A total of 19 healthy volunteers (n = 12 females; age, 22-57 years; mean, 35.7 years) completed a 10-minute mood induction paradigm (anxiety or neutral) with autonomic monitoring (visit 1). On visits 2 and 3, pain thresholds to electrical stimulation, in milliamperes (mA), were determined in the proximal esophagus and foot (control) before and after a 30-minute infusion of 0.15 M of hydrochloric acid. During esophageal acid infusion, the subjects randomly received anxiety or neutral mood induction with autonomic monitoring, in a crossover design. Anxiety and pain ratings were recorded pre and post infusion.
Visit 1: Anxiety induction increased anxiety scores (p < .001), mean arterial pressure (p < .001), and cardiac sympathetic index (p = .007), and reduced parasympathetic measures (cardiac vagal tone [p = .05] and cardiac sensitivity to baroreflex [p = .006)]).

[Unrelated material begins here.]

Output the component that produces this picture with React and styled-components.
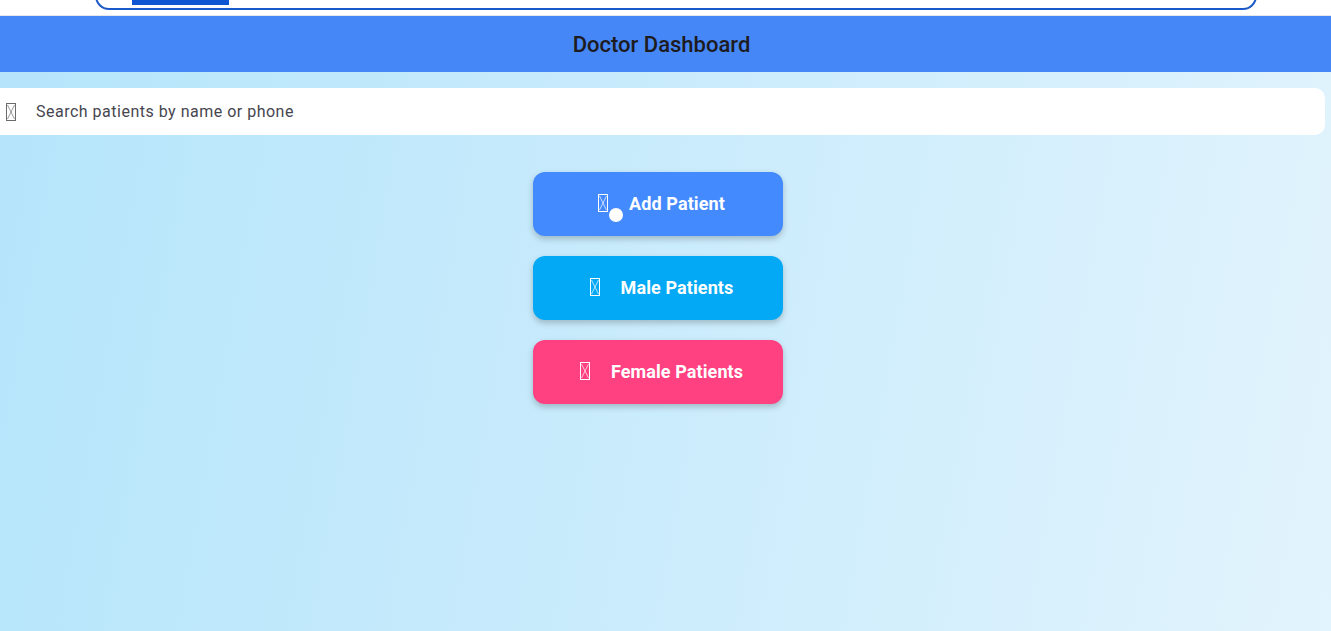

Visit 2: Anxiety induction conferred greater acid-induced hyperalgesia compared with neutral (-4.9 mA versus 2.7 mA, p = .009, analysis of covariance). No differences in autonomic measures were found during acid infusion with anxiety or neutral mood induction.
Anxiety induction increases acid-induced esophageal hyperalgesia; anxiety, thus, facilitates central sensitization in the esophagus. Our studies provide a new model for studying the effects of anxiety on esophageal hyperalgesia and may allow testing of therapeutic strategies to reduce this effect.